> [TASK TO COMPLETE]: Exactly as written, retype the listing below, omitting the pictures.

> [DATA SECTION]:
** Start **
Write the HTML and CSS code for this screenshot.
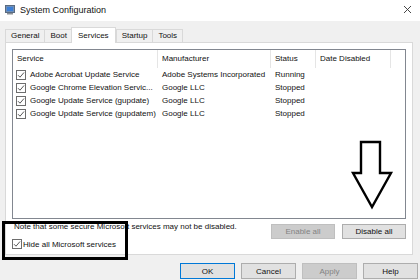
FILE: index.html
```html
<!DOCTYPE html>
<html lang="en">
<head>
    <meta charset="UTF-8">
    <title>System Configuration</title>
    <link rel="stylesheet" href="styles.css">
</head>
<body>
    <div class="titlebar">
        <svg class="app-icon" width="10" height="10" viewBox="0 0 10 10">
            <rect x="0.5" y="0.5" width="9" height="7" fill="#6f8fb8" stroke="#5a6b80"/>
            <rect x="2" y="2" width="6" height="4" fill="#3d7fd6"/>
            <rect x="2" y="8" width="6" height="1.5" fill="#8a8f96"/>
        </svg>
        <span class="title">System Configuration</span>
        <svg class="close" width="9" height="9" viewBox="0 0 9 9">
            <path d="M1 1 L8 8 M8 1 L1 8" stroke="#333" stroke-width="0.9"/>
        </svg>
    </div>

    <div class="tabs">
        <div class="tab">General</div>
        <div class="tab">Boot</div>
        <div class="tab active">Services</div>
        <div class="tab">Startup</div>
        <div class="tab">Tools</div>
    </div>

    <div class="panel">
        <div class="list">
            <div class="row head">
                <div class="cell">Service</div>
                <div class="cell">Manufacturer</div>
                <div class="cell">Status</div>
                <div class="cell">Date Disabled</div>
                <div class="cell"></div>
            </div>
            <div class="row">
                <div class="cell svc"><span class="check"></span>Adobe Acrobat Update Service</div>
                <div class="cell">Adobe Systems Incorporated</div>
                <div class="cell">Running</div>
                <div class="cell"></div>
            </div>
            <div class="row">
                <div class="cell svc"><span class="check"></span>Google Chrome Elevation Servic...</div>
                <div class="cell">Google LLC</div>
                <div class="cell">Stopped</div>
                <div class="cell"></div>
            </div>
            <div class="row">
                <div class="cell svc"><span class="check"></span>Google Update Service (gupdate)</div>
                <div class="cell">Google LLC</div>
                <div class="cell">Stopped</div>
                <div class="cell"></div>
            </div>
            <div class="row">
                <div class="cell svc"><span class="check"></span>Google Update Service (gupdatem)</div>
                <div class="cell">Google LLC</div>
                <div class="cell">Stopped</div>
                <div class="cell"></div>
            </div>
        </div>

        <div class="panel-foot">
            <div class="note">Note that some secure Microsoft services may not be disabled.</div>
            <div class="foot-buttons">
                <button class="btn" disabled>Enable all</button>
                <button class="btn">Disable all</button>
            </div>
            <div class="hide-ms"><span class="check"></span>Hide all Microsoft services</div>
        </div>
    </div>

    <div class="actions">
        <button class="btn default">OK</button>
        <button class="btn">Cancel</button>
        <button class="btn" disabled>Apply</button>
        <button class="btn">Help</button>
    </div>

    <div class="callout"></div>
    <svg class="arrow" width="45" height="72" viewBox="0 0 45 72">
        <path d="M11 2 H30 V33 H41 L22 67 L3 33 H11 Z" fill="#fff" stroke="#000" stroke-width="2.4" stroke-linejoin="miter"/>
    </svg>
</body>
</html>
```

FILE: styles.css
```css
body {
    margin: 0;
    width: 420px;
    height: 280px;
    overflow: hidden;
    position: relative;
    background-color: #f0f0f0;
    font-family: "Liberation Sans", Arial, sans-serif;
    font-size: 8px;
    color: #111;
}
.titlebar {
    height: 19px;
    background-color: #fff;
    display: flex;
    align-items: center;
    padding: 0 8px 2px 5px;
}
.app-icon {
    margin-right: 5px;
}
.title {
    font-size: 9px;
    flex: 1;
}
.tabs {
    display: flex;
    align-items: flex-end;
    height: 21px;
    padding-left: 5px;
    box-sizing: border-box;
    position: relative;
    z-index: 1;
}
.tab {
    height: 13px;
    line-height: 11px;
    padding: 0 5px;
    border: 1px solid #d9d9d9;
    border-bottom: none;
    margin-right: -1px;
    box-sizing: border-box;
}
.tab.active {
    background-color: #fff;
    height: 16px;
    line-height: 15px;
    padding: 0 6px;
    margin-bottom: -1px;
    margin-left: -1px;
    margin-right: 0;
}
.panel {
    margin: 0 7px 0 5px;
    height: 213px;
    box-sizing: border-box;
    background-color: #fff;
    border: 1px solid #d9d9d9;
    padding: 6px 6px 0 6px;
}
.list {
    height: 170px;
    box-sizing: border-box;
    border: 1px solid #828790;
}
.row {
    display: grid;
    grid-template-columns: 145px 113px 45px 75px 1fr;
    height: 13px;
    line-height: 13px;
    white-space: nowrap;
}
.row.head {
    height: 18px;
    line-height: 18px;
}
.row.head .cell {
    border-right: 1px solid #e5e5e5;
}
.row.head .cell:last-child {
    border-right: none;
}
.cell {
    padding-left: 4px;
    overflow: hidden;
}
.cell.svc {
    padding-left: 3px;
    display: flex;
    align-items: center;
}
.check {
    width: 10px;
    height: 10px;
    box-sizing: border-box;
    border: 1px solid #6d6d6d;
    margin-right: 4px;
    flex: none;
    background: no-repeat center/8px 8px url("data:image/svg+xml;utf8,<svg xmlns='http://www.w3.org/2000/svg' viewBox='0 0 8 8'><path d='M1 4.2 L3 6.2 L7 1.5' fill='none' stroke='%23444' stroke-width='0.9'/></svg>");
}
.panel-foot {
    display: grid;
    grid-template-columns: 1fr auto;
    grid-template-rows: 16px auto;
    margin-top: 3px;
}
.note {
    padding-left: 2px;
    line-height: 10px;
}
.foot-buttons {
    display: flex;
    gap: 7px;
    padding-top: 2px;
}
.foot-buttons .btn {
    width: 64px;
    height: 15px;
}
.hide-ms {
    display: flex;
    align-items: center;
    margin-top: 1px;
    grid-column: 1;
}
.hide-ms .check {
    margin-right: 1px;
}
.btn {
    font-family: "Liberation Sans", Arial, sans-serif;
    font-size: 8px;
    color: #111;
    background-color: #e1e1e1;
    border: 1px solid #adadad;
    padding: 0;
    box-sizing: border-box;
}
.btn:disabled {
    background-color: #cccccc;
    border-color: #bfbfbf;
    color: #838383;
}
.btn.default {
    border-color: #0078d7;
}
.actions {
    display: flex;
    justify-content: flex-end;
    gap: 6px;
    margin-top: 8px;
    padding-right: 2px;
}
.actions .btn {
    width: 55px;
    height: 16px;
}
.callout {
    position: absolute;
    left: 2px;
    top: 221px;
    width: 126px;
    height: 39px;
    box-sizing: border-box;
    border: 3px solid #000;
}
.arrow {
    position: absolute;
    left: 350px;
    top: 140px;
}
```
** End **
> [TASK OUTPUT]:
Write the HTML and CSS code for this screenshot.
FILE: index.html
```html
<!DOCTYPE html>
<html lang="en">
<head>
    <meta charset="UTF-8">
    <title>System Configuration</title>
    <link rel="stylesheet" href="styles.css">
</head>
<body>
    <div class="titlebar">
        <svg class="app-icon" width="10" height="10" viewBox="0 0 10 10">
            <rect x="0.5" y="0.5" width="9" height="7" fill="#6f8fb8" stroke="#5a6b80"/>
            <rect x="2" y="2" width="6" height="4" fill="#3d7fd6"/>
            <rect x="2" y="8" width="6" height="1.5" fill="#8a8f96"/>
        </svg>
        <span class="title">System Configuration</span>
        <svg class="close" width="9" height="9" viewBox="0 0 9 9">
            <path d="M1 1 L8 8 M8 1 L1 8" stroke="#333" stroke-width="0.9"/>
        </svg>
    </div>

    <div class="tabs">
        <div class="tab">General</div>
        <div class="tab">Boot</div>
        <div class="tab active">Services</div>
        <div class="tab">Startup</div>
        <div class="tab">Tools</div>
    </div>

    <div class="panel">
        <div class="list">
            <div class="row head">
                <div class="cell">Service</div>
                <div class="cell">Manufacturer</div>
                <div class="cell">Status</div>
                <div class="cell">Date Disabled</div>
                <div class="cell"></div>
            </div>
            <div class="row">
                <div class="cell svc"><span class="check"></span>Adobe Acrobat Update Service</div>
                <div class="cell">Adobe Systems Incorporated</div>
                <div class="cell">Running</div>
                <div class="cell"></div>
            </div>
            <div class="row">
                <div class="cell svc"><span class="check"></span>Google Chrome Elevation Servic...</div>
                <div class="cell">Google LLC</div>
                <div class="cell">Stopped</div>
                <div class="cell"></div>
            </div>
            <div class="row">
                <div class="cell svc"><span class="check"></span>Google Update Service (gupdate)</div>
                <div class="cell">Google LLC</div>
                <div class="cell">Stopped</div>
                <div class="cell"></div>
            </div>
            <div class="row">
                <div class="cell svc"><span class="check"></span>Google Update Service (gupdatem)</div>
                <div class="cell">Google LLC</div>
                <div class="cell">Stopped</div>
                <div class="cell"></div>
            </div>
        </div>

        <div class="panel-foot">
            <div class="note">Note that some secure Microsoft services may not be disabled.</div>
            <div class="foot-buttons">
                <button class="btn" disabled>Enable all</button>
                <button class="btn">Disable all</button>
            </div>
            <div class="hide-ms"><span class="check"></span>Hide all Microsoft services</div>
        </div>
    </div>

    <div class="actions">
        <button class="btn default">OK</button>
        <button class="btn">Cancel</button>
        <button class="btn" disabled>Apply</button>
        <button class="btn">Help</button>
    </div>

    <div class="callout"></div>
    <svg class="arrow" width="45" height="72" viewBox="0 0 45 72">
        <path d="M11 2 H30 V33 H41 L22 67 L3 33 H11 Z" fill="#fff" stroke="#000" stroke-width="2.4" stroke-linejoin="miter"/>
    </svg>
</body>
</html>
```

FILE: styles.css
```css
body {
    margin: 0;
    width: 420px;
    height: 280px;
    overflow: hidden;
    position: relative;
    background-color: #f0f0f0;
    font-family: "Liberation Sans", Arial, sans-serif;
    font-size: 8px;
    color: #111;
}
.titlebar {
    height: 19px;
    background-color: #fff;
    display: flex;
    align-items: center;
    padding: 0 8px 2px 5px;
}
.app-icon {
    margin-right: 5px;
}
.title {
    font-size: 9px;
    flex: 1;
}
.tabs {
    display: flex;
    align-items: flex-end;
    height: 21px;
    padding-left: 5px;
    box-sizing: border-box;
    position: relative;
    z-index: 1;
}
.tab {
    height: 13px;
    line-height: 11px;
    padding: 0 5px;
    border: 1px solid #d9d9d9;
    border-bottom: none;
    margin-right: -1px;
    box-sizing: border-box;
}
.tab.active {
    background-color: #fff;
    height: 16px;
    line-height: 15px;
    padding: 0 6px;
    margin-bottom: -1px;
    margin-left: -1px;
    margin-right: 0;
}
.panel {
    margin: 0 7px 0 5px;
    height: 213px;
    box-sizing: border-box;
    background-color: #fff;
    border: 1px solid #d9d9d9;
    padding: 6px 6px 0 6px;
}
.list {
    height: 170px;
    box-sizing: border-box;
    border: 1px solid #828790;
}
.row {
    display: grid;
    grid-template-columns: 145px 113px 45px 75px 1fr;
    height: 13px;
    line-height: 13px;
    white-space: nowrap;
}
.row.head {
    height: 18px;
    line-height: 18px;
}
.row.head .cell {
    border-right: 1px solid #e5e5e5;
}
.row.head .cell:last-child {
    border-right: none;
}
.cell {
    padding-left: 4px;
    overflow: hidden;
}
.cell.svc {
    padding-left: 3px;
    display: flex;
    align-items: center;
}
.check {
    width: 10px;
    height: 10px;
    box-sizing: border-box;
    border: 1px solid #6d6d6d;
    margin-right: 4px;
    flex: none;
    background: no-repeat center/8px 8px url("data:image/svg+xml;utf8,<svg xmlns='http://www.w3.org/2000/svg' viewBox='0 0 8 8'><path d='M1 4.2 L3 6.2 L7 1.5' fill='none' stroke='%23444' stroke-width='0.9'/></svg>");
}
.panel-foot {
    display: grid;
    grid-template-columns: 1fr auto;
    grid-template-rows: 16px auto;
    margin-top: 3px;
}
.note {
    padding-left: 2px;
    line-height: 10px;
}
.foot-buttons {
    display: flex;
    gap: 7px;
    padding-top: 2px;
}
.foot-buttons .btn {
    width: 64px;
    height: 15px;
}
.hide-ms {
    display: flex;
    align-items: center;
    margin-top: 1px;
    grid-column: 1;
}
.hide-ms .check {
    margin-right: 1px;
}
.btn {
    font-family: "Liberation Sans", Arial, sans-serif;
    font-size: 8px;
    color: #111;
    background-color: #e1e1e1;
    border: 1px solid #adadad;
    padding: 0;
    box-sizing: border-box;
}
.btn:disabled {
    background-color: #cccccc;
    border-color: #bfbfbf;
    color: #838383;
}
.btn.default {
    border-color: #0078d7;
}
.actions {
    display: flex;
    justify-content: flex-end;
    gap: 6px;
    margin-top: 8px;
    padding-right: 2px;
}
.actions .btn {
    width: 55px;
    height: 16px;
}
.callout {
    position: absolute;
    left: 2px;
    top: 221px;
    width: 126px;
    height: 39px;
    box-sizing: border-box;
    border: 3px solid #000;
}
.arrow {
    position: absolute;
    left: 350px;
    top: 140px;
}
```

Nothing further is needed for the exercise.